Abstract| Volume 46, SUPPLEMENT 1, 223, March 2017

Is facial symmetry attainable after “high condylectomy only” in patients with unilateral active condylar hyperplasia?

      Background: Condylar hyperplasia (CH) causes various degrees of facial asymmetry and occlusal changes. The treatment of inactive CH is orthognathic surgery, whereas active CH requires in addition, high condylectomy to stop the hyperplastic condylar growth. Some authors reported high condylectomy to be also effective in achieving facial symmetry with no need for additional orthognathic surgery.
      Objective: To determine the degree of correction of facial asymmetry in CH after high condylectomy only.
      Methods: Ten patients with unilateral active CH were treated by condylectomy (removal of superior 5–8 mm of condyle) that was not followed by orthognathic surgery.
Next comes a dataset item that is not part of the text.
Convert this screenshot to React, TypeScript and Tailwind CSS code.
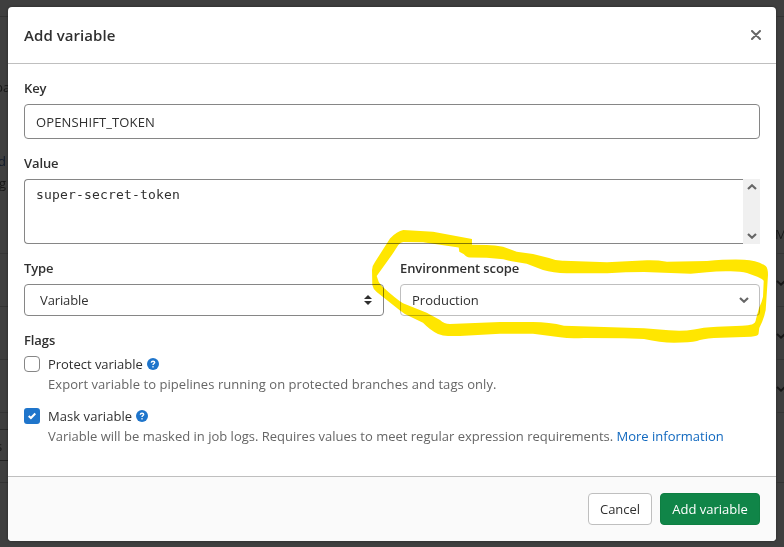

Preoperatively, patients were classified as mild, moderate, and severe facial asymmetry according to the triangular analysis of the PA cephalogram as described by Reyneke. PA cephalograms and en-face photographs taken approximately one year after surgery were compared to baseline records.
      Findings: Four patients with mild facial asymmetry achieved excellent symmetry after high condylectomy and did not require further orthognathics. The other six patients with either moderate or severe facial asymmetry improved to various degrees after condylectomy, however, did not attain a satisfactory symmetric result, and three of them requested a secondary orthognathic surgery.
      Conclusion: Active condylar hyperplasia with mild facial asymmetry could be treated sufficiently with high condylectomy only, whereas moderate and severe degrees of facial asymmetry will benefit from the addition of orthognathic surgery. Surgeons could predictably determine based on the PA cephalometric analysis which patients will be sufficiently treated with high condylectomy only and which will require the addition of orthognathic surgery.